Всё здесь Фёдору Ивановичу было знакомым и вместе с тем чужим, враждебным.
Он думал, что увидит в лагере виселицы, чёрные бугры могил, услышит выстрелы, истошные крики истязаемых людей. Ничего этого здесь не было. Наоборот — его ошеломили гнетущая тишина и безлюдье. Было непонятно, для какой цели все опутано здесь колючей проволокой и зачем торчат неуклюжие сторожевые вышки, похожие на гнездовья чудовищных птиц.
От конторы во все стороны вели аккуратные, ровные, расчищенные от снега дорожки. Перед клубом, сквозь проволоку, чернела большая площадка.
То там, то здесь можно было увидеть аккуратные дощечки с надписями на русском и немецком языках: «Запрещается», «Стреляю без предупреждения».
Офицер ввёл Фёдора Ивановича в бывшую контору и показал ему небольшую чистую комнатку, где, по мнению охранников, все было готово для врачебного приёма: стол, покрытый газетой, у стены широкая скамейка. В довершение ко всему у стола красовалось мягкое кресло с точеными ножками, с красными бархатными подлокотниками, с такой же красной, в виде сердца, спинкой.
— Здесь вы будете принимать, — тоном, не допускающим возражений, сказал офицер.
Высокий, долговязый, с большущей кобурой на животе унтер-офицер втолкнул первого больного — хмурого, заросшего щетиной мужчину в засаленной красноармейской гимнастерке, в стоптанных, без обмоток солдатских ботинках.
— На что жалуетесь, голубчик? — тихо спросил Фёдор Иванович, стараясь заглянуть в глаза первому пациенту. Ему казалось, что тот, увидев такого же русского, который пришёл с единственной целью — помочь, обрадуется этой встрече.
Но мужчина был строг и молчалив.
— На что жалуетесь? — чуть громче повторил Фёдор Иванович.
Пациент пожал плечами и недружелюбно ответил:
— Ни на что.

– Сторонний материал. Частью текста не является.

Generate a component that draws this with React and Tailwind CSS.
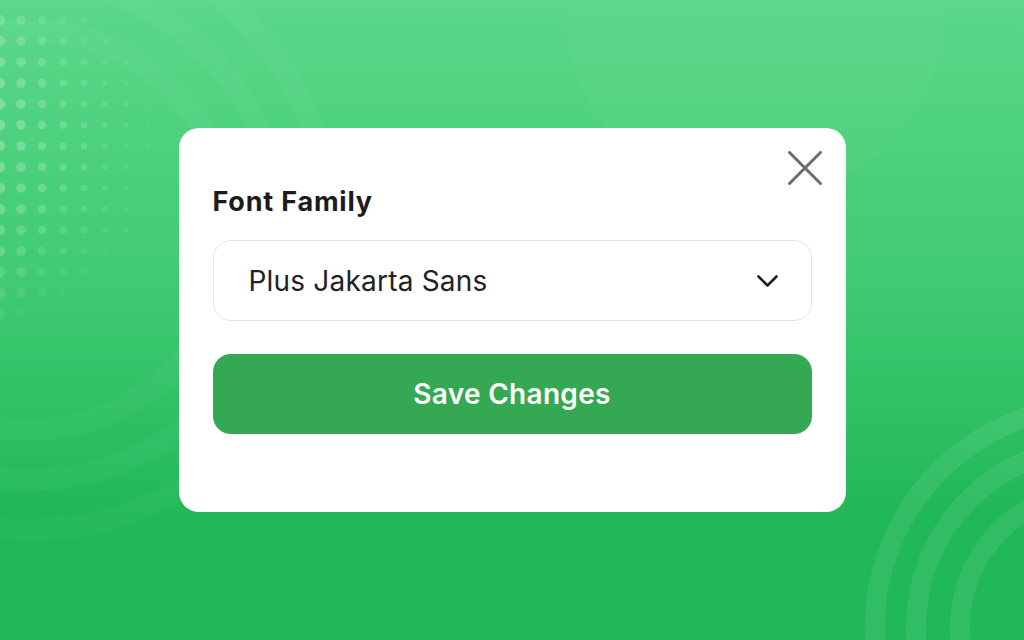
const font = { fontFamily: 'Inter, "Noto Sans", sans-serif' };

function Dots() {
  const dots = [];
  for (let r = 0; r < 15; r++) {
    for (let c = 0; c < 8; c++) {
      const x = c * 21;
      const y = 20 + r * 21;
      const dx = x / 160;
      const dy = Math.abs(y - 140) / 220;
      const fade = Math.max(0, 1 - dx * 0.8 - dy * dy * 1.2);
      if (fade <= 0.05) continue;
      dots.push(
        <circle key={`${r}-${c}`} cx={x} cy={y} r={1.5 + 3.8 * (1 - dx)} fill="white" fillOpacity={0.26 * fade} />
      );
    }
  }
  return dots;
}

function Backdrop() {
  return (
    <svg className="absolute inset-0" width="1024" height="640" viewBox="0 0 1024 640">
      <g fill="none" stroke="white" strokeOpacity="0.03" strokeWidth="22">
        <circle cx="30" cy="230" r="200" />
        <circle cx="30" cy="230" r="250" />
        <circle cx="30" cy="230" r="300" />
      </g>
      <circle cx="755" cy="10" r="190" fill="white" fillOpacity="0.025" />
      <g fill="none" stroke="white" strokeOpacity="0.08" strokeWidth="20">
        <circle cx="1096" cy="627" r="221" />
        <circle cx="1096" cy="627" r="180" />
        <circle cx="1096" cy="627" r="136" />
      </g>
      <Dots />
    </svg>
  );
}

export default function App() {
  return (
    <div
      className="relative w-[1024px] h-[640px] overflow-hidden bg-[linear-gradient(180deg,#5bd88a_0%,#3fca71_45%,#21b858_80%,#20b857_100%)]"
      style={font}
    >
      <Backdrop />
      <div className="relative flex justify-center pt-[128px]">
        <div className="relative w-[667px] bg-white rounded-[20px] px-[34px] pt-[56px] pb-[78px]">
          <button className="absolute top-[23px] right-[24px] text-[#6d6d6d]" aria-label="Close">
            <svg width="34" height="34" viewBox="0 0 34 34" fill="none" stroke="currentColor" strokeWidth="3" strokeLinecap="round">
              <path d="M1.5 1.5 32.5 32.5M32.5 1.5 1.5 32.5" />
            </svg>
          </button>
          <h2 className="text-[27px] leading-[36px] font-bold text-[#1c1c1e] tracking-[0.8px]">Font Family</h2>
          <div className="mt-[20px] h-[81px] border border-[#e4e4e4] rounded-[18px] flex items-center justify-between pl-[35px] pr-[33px]">
            <span className="text-[28px] text-[#222226] tracking-[0.2px]">Plus Jakarta Sans</span>
            <svg width="21" height="12" viewBox="0 0 21 12" fill="none" stroke="#1e1e1e" strokeWidth="2.6" strokeLinecap="round" strokeLinejoin="round">
              <path d="M1.5 1.5 10.5 10.5 19.5 1.5" />
            </svg>
          </div>
          <button className="mt-[33px] w-full h-[80px] rounded-[18px] bg-[#34a853] text-white text-[28px] font-semibold tracking-[0.3px]">
            Save Changes
          </button>
        </div>
      </div>
    </div>
  );
}
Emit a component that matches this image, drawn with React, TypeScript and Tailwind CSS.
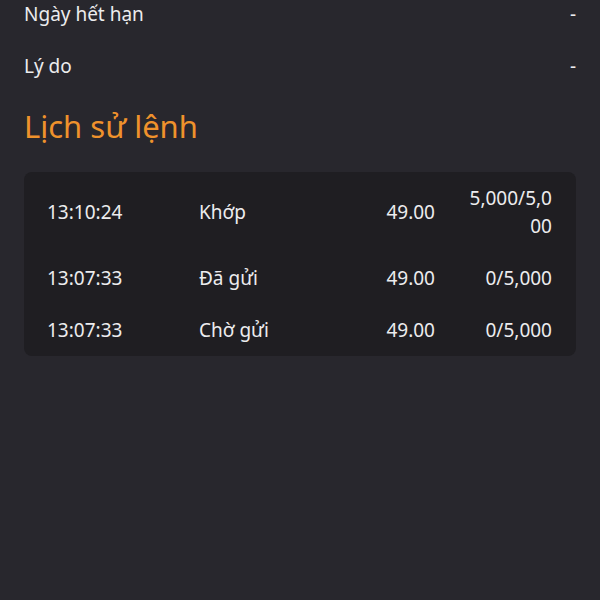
const INFO = [
  { label: 'Ngày hết hạn', value: '-' },
  { label: 'Lý do', value: '-' },
]

const HISTORY = [
  { time: '13:10:24', status: 'Khớp', price: '49.00', qty: '5,000/5,000' },
  { time: '13:07:33', status: 'Đã gửi', price: '49.00', qty: '0/5,000' },
  { time: '13:07:33', status: 'Chờ gửi', price: '49.00', qty: '0/5,000' },
]

export default function App() {
  return (
    <div
      className="w-[600px] h-[600px] overflow-hidden bg-[#28272d] text-[#ececee] px-6"
      style={{ fontFamily: '"Noto Sans", "Open Sans", sans-serif' }}
    >
      {/* Info rows */}
      <div className="flex flex-col -mt-[12px]">
        {INFO.map((row) => (
          <div key={row.label} className="flex items-center justify-between h-[52px] text-[19px]">
            <span>{row.label}</span>
            <span>{row.value}</span>
          </div>
        ))}
      </div>

      {/* Title */}
      <h2 className="mt-[12px] text-[31px] leading-[44px] text-[#ef922c]">Lịch sử lệnh</h2>

      {/* History table */}
      <div className="mt-[24px] rounded-lg bg-[#1f1e22]">
        {HISTORY.map((row, i) => (
          <div key={i} className="flex items-center py-3 text-[19px] leading-[28px]">
            <div className="w-[175px] pl-[23px]">{row.time}</div>
            <div className="w-[145px]">{row.status}</div>
            <div className="w-[91px] text-right">{row.price}</div>
            <div className="flex-1 flex justify-end pr-6">
              <span className="w-[90px] text-right break-all">{row.qty}</span>
            </div>
          </div>
        ))}
      </div>
    </div>
  )
}
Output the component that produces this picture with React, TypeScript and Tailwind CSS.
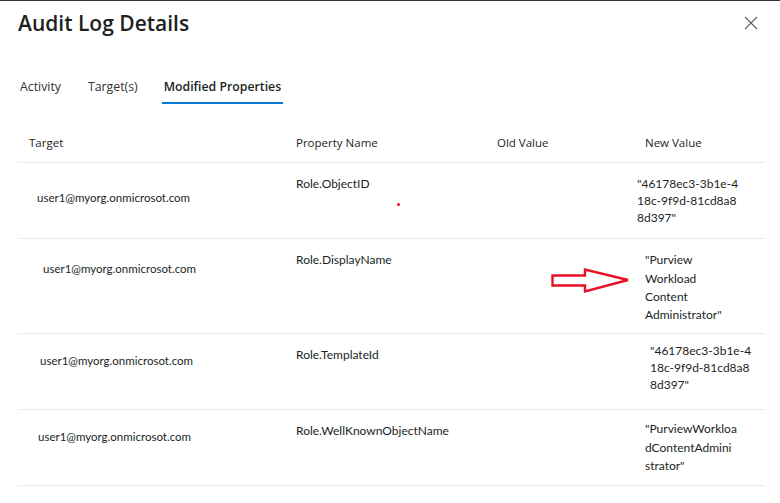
import React from 'react';

interface PropRow {
    target: string;
    targetPad: string;
    name: string;
    namePad: string;
    value: string[];
    valuePad: string;
    valueLeading: string;
    height: string;
    arrow?: boolean;
}

const rows: PropRow[] = [
    {
        target: 'user1@myorg.onmicrosot.com',
        targetPad: 'pt-[26px] pl-[19px]',
        name: 'Role.ObjectID',
        namePad: 'pt-[12px]',
        value: ['"46178ec3-3b1e-4', '18c-9f9d-81cd8a8', '8d397"'],
        valuePad: 'pt-[12px] pl-0',
        valueLeading: 'leading-[17px]',
        height: 'h-[76px]',
    },
    {
        target: 'user1@myorg.onmicrosot.com',
        targetPad: 'pt-[21px] pl-[25px]',
        name: 'Role.DisplayName',
        namePad: 'pt-[12px]',
        value: ['"Purview', 'Workload', 'Content', 'Administrator"'],
        valuePad: 'pt-[12px] pl-[8px]',
        valueLeading: 'leading-[18.3px]',
        height: 'h-[95px]',
        arrow: true,
    },
    {
        target: 'user1@myorg.onmicrosot.com',
        targetPad: 'pt-[18px] pl-[22px]',
        name: 'Role.TemplateId',
        namePad: 'pt-[12px]',
        value: ['"46178ec3-3b1e-4', '18c-9f9d-81cd8a8', '8d397"'],
        valuePad: 'pt-[8px] pl-[13px]',
        valueLeading: 'leading-[17px]',
        height: 'h-[76px]',
    },
    {
        target: 'user1@myorg.onmicrosot.com',
        targetPad: 'pt-[18px] pl-[20px]',
        name: 'Role.WellKnownObjectName',
        namePad: 'pt-[12px]',
        value: ['"PurviewWorkloa', 'dContentAdmini', 'strator"'],
        valuePad: 'pt-[10px] pl-[8px]',
        valueLeading: 'leading-[18.5px]',
        height: 'h-[76px]',
    },
];

const cols = 'grid grid-cols-[278px_201px_140px_128px]';

// hollow red callout arrow
const OutlineArrow = () => (
    <svg className="absolute left-[-86px] top-[29px]" width="80" height="26" viewBox="0 0 80 26">
        <path d="M1.5 7.5 H34 V1.5 L77 12 L34 23.5 V17.5 H1.5 Z" fill="white" stroke="#e81123" strokeWidth="2.4" strokeLinejoin="miter" />
    </svg>
);

export default function App() {
    return (
        <div className="w-[780px] h-[503px] bg-white border-t border-[#333] text-[#323130] overflow-hidden" style={{ fontFamily: '"Open Sans", "Noto Sans", sans-serif' }}>
            {/* header */}
            <div className="flex items-start justify-between pl-[18px] pr-[22px] pt-[7px]">
                <h1 className="text-[21px] font-semibold leading-[30px] text-[#201f1e]">Audit Log Details</h1>
                <button className="mt-[8px] text-[#605e5c]">
                    <svg width="14" height="14" viewBox="0 0 14 14">
                        <path d="M1 1 L13 13 M13 1 L1 13" stroke="currentColor" strokeWidth="1.1" />
                    </svg>
                </button>
            </div>

            {/* tabs */}
            <div className="flex items-end pl-[20px] mt-[40px] text-[12.3px]">
                <div className="pb-[8px] mr-[27px] text-[#323130]">Activity</div>
                <div className="pb-[8px] mr-[24px] text-[#323130]">Target(s)</div>
                <div className="relative pb-[8px] px-[2px] font-semibold text-[#201f1e]">
                    Modified Properties
                    <div className="absolute left-0 right-0 bottom-0 h-[2px] bg-[#0078d4]" />
                </div>
            </div>

            {/* table */}
            <div className="mx-[18px] mt-[19px] w-[747px] text-[11.5px]">
                <div className={`${cols} h-[40px] items-center border-b border-[#edebe9] text-[#252423]`}>
                    <div className="pl-[11px]">Target</div>
                    <div>Property Name</div>
                    <div>Old Value</div>
                    <div className="pl-[8px]">New Value</div>
                </div>
                {rows.map((r, i) => (
                    <div key={i} className={`${cols} ${r.height} border-b border-[#edebe9] text-[12px] text-[#201f1e]`} style={{ fontFamily: 'Lato, "Open Sans", sans-serif' }}>
                        <div className={`${r.targetPad} text-[11.5px] leading-[17px]`}>{r.target}</div>
                        <div className={`${r.namePad} leading-[17px] relative`}>
                            {r.name}
                            {i === 0 && <span className="absolute left-[101px] top-[40px] w-[3px] h-[3px] rounded-full bg-[#e81123]" />}
                        </div>
                        <div />
                        <div className={`${r.valuePad} ${r.valueLeading} relative`}>
                            {r.arrow && <OutlineArrow />}
                            {r.value.map((line, j) => (
                                <div key={j}>{line}</div>
                            ))}
                        </div>
                    </div>
                ))}
            </div>
        </div>
    );
}
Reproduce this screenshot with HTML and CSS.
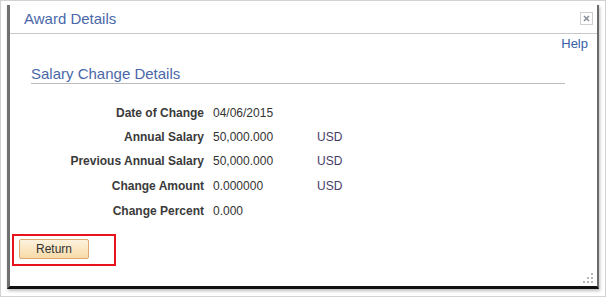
FILE: index.html
```html
<!DOCTYPE html>
<html>
<head>
<meta charset="utf-8">
<title>Award Details</title>
<link rel="stylesheet" href="styles.css">
</head>
<body>
<div class="frame">
  <div class="dialog">
    <div class="header">
      <span class="title">Award Details</span>
      <span class="close">
        <svg width="7" height="7" viewBox="0 0 7 7"><path d="M1 1L6 6M6 1L1 6" stroke="#8a9098" stroke-width="1.6"/></svg>
      </span>
    </div>
    <div class="body">
      <div class="help-row"><a class="help">Help</a></div>
      <div class="section-title">Salary Change Details</div>
      <div class="grid">
        <div class="lbl">Date of Change</div><div class="val">04/06/2015</div><div class="cur"></div>
        <div class="lbl">Annual Salary</div><div class="val">50,000.000</div><div class="cur">USD</div>
        <div class="lbl">Previous Annual Salary</div><div class="val">50,000.000</div><div class="cur">USD</div>
        <div class="lbl">Change Amount</div><div class="val">0.000000</div><div class="cur">USD</div>
        <div class="lbl">Change Percent</div><div class="val">0.000</div><div class="cur"></div>
      </div>
      <div class="highlight">
        <button class="btn">Return</button>
      </div>
    </div>
    <div class="grip">
      <svg width="11" height="11" viewBox="0 0 11 11">
        <rect x="8" y="0" width="2" height="2" fill="#b8b8b8"/>
        <rect x="4" y="4" width="2" height="2" fill="#b8b8b8"/>
        <rect x="8" y="4" width="2" height="2" fill="#b8b8b8"/>
        <rect x="0" y="8" width="2" height="2" fill="#b8b8b8"/>
        <rect x="4" y="8" width="2" height="2" fill="#b8b8b8"/>
        <rect x="8" y="8" width="2" height="2" fill="#b8b8b8"/>
      </svg>
    </div>
  </div>
</div>
</body>
</html>
```

FILE: styles.css
```css
* { box-sizing: border-box; }
html, body { margin: 0; padding: 0; background: #ffffff; }
body { font-family: "Liberation Sans", Arial, sans-serif; }

.frame {
  width: 606px;
  height: 297px;
  border: 1px solid #d2d2d2;
  padding: 4px 0 0 6px;
  background: #fff;
}

.dialog {
  position: relative;
  width: 592px;
  height: 284px;
  background: #fff;
  border-left: 3px solid #707070;
  border-right: 2px solid #6a6a6a;
  border-bottom: 3px solid #111;
  box-shadow: 1px 2px 3px rgba(0,0,0,0.25);
}

.header {
  height: 29px;
  border-bottom: 1px solid #c9c9c9;
  display: flex;
  justify-content: space-between;
  align-items: flex-start;
  padding: 0 4px 0 14px;
}
.title {
  font-size: 15px;
  line-height: 28px;
  color: #4a68a8;
}
.close {
  margin-top: 7px;
  width: 13px;
  height: 13px;
  border: 1px solid #cfcfcf;
  display: flex;
  align-items: center;
  justify-content: center;
}

.body { padding: 0; }

.help-row {
  display: flex;
  justify-content: flex-end;
  margin-top: 2px;
  padding-right: 9px;
  height: 16px;
}
.help {
  font-size: 13px;
  line-height: 16px;
  color: #3560a8;
}

.section-title {
  margin: 13px 32px 0 21px;
  height: 19px;
  line-height: 18px;
  font-size: 15px;
  color: #4a68a8;
  border-bottom: 1px solid #bcbcbc;
}

.grid {
  margin-top: 17px;
  display: grid;
  grid-template-columns: 194px 104px auto;
  grid-template-rows: 24px 24px 25px 25px 24px;
  column-gap: 9px;
  font-size: 12px;
  line-height: 24px;
  color: #333;
}
.grid .cur { margin-left: -9px; }
.lbl { text-align: right; font-weight: bold; color: #3a3a3a; }
.val { color: #333; }
.cur { color: #483c68; }

.highlight {
  margin: 11px 0 0 2px;
  width: 104px;
  height: 32px;
  border: 2px solid #e8141b;
  padding: 3px 0 0 5px;
}
.btn {
  display: block;
  width: 70px;
  height: 20px;
  padding: 0;
  margin: 0;
  font-family: "Liberation Sans", Arial, sans-serif;
  font-size: 12px;
  color: #333;
  background: linear-gradient(#fdf2de, #f8dba8);
  border: 1px solid #dca870;
  border-radius: 2px;
}

.grip {
  position: absolute;
  right: 3px;
  bottom: 2px;
  line-height: 0;
}
```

Здоров.
К нему кинулся унтер-офицер и резко дёрнул за руку.
Фёдор Иванович заметил, как лицо пленного передёрнулось от боли.
— Ага! — обрадованно завопил охранник и сам засучил рукав гимнастерки пленного. — Смотрите, доктор.
На предплечье был виден нагноившийся ожог.
— Как же, голубчик, а говорите здоровы, — с легким укором сказал Фёдор Иванович, и глаза его встретились с глазами пленного — суровыми, непокорными и злыми. Но почему, почему он так смотрит на него, доктора?
Он перевязал пленному рану и сказал:
— В следующий вторник жду вас.
И других больных приводили с ожогами, с нагноившимися ссадинами, и другие больные ни на что не жаловались, и глаза у них были такие же суровые, непокорные и злые, как у первого.
Последним на приём явился какой-то белобрысый субъект в новом измятом красноармейском обмундировании. Он подошёл к доктору и щёлкнул каблуками.
Фёдор Иванович подозрительно взглянул на этого странного пациента.
— На что жалуетесь? — спросил он.
Субъект стал торопливо раздеваться.
Все пленные, приходившие на приём, были худые кожа да кости, а этот полнотелый, откормленный.
— На что жалуетесь? — опять спросил Фёдор Иванович.
Субъект бессмысленно улыбался.
— Да вы что, не понимаете по-русски, — рассердился Фёдор Иванович и только теперь заметил знакомого фоторепортера, который, опять по-обезьяньи прыгая, щелкал фотоаппаратом.
Унтер-офицер подал какую-то команду, и субъект вышколенным шагом вышел из приёмной.
— Данке шён, — поблагодарил доктора фоторепортер.
Выйдя после приёма за лагерные ворота, Фёдор Иванович почувствовал себя разбитым и окончательно обессиленным. Как на грех, снова огнём запылала натруженная культя, будто с неё сдирали кожу раскалёнными щипцами. Вот так всегда: стоит ему разволноваться — загорается культя…
Превозмогая жгучую боль, он едва плёлся по наезженной дороге. Порой останавливался, черпал пригоршнями жёсткий, как битое стекло, снег и жадно глотал его, точно хотел погасить боль в ноге.
Крепчал мороз. Лицо жалил колючий ветер.
Белыми змеями переползала через дорогу позёмка.
Дома, увидев доктора, Майя ахнула:
— Фёдор Иванович, что с вами? На вас лица нет.
Он молча сел на диван.
Вечером пришёл Зернов.
— Ну как ваш поход в лагерь, Фёдор Иванович? — спросил он.
— Не поход, а пытка. Меня снова фотографировали с каким-то субъектом, который изображал откормленного пленного.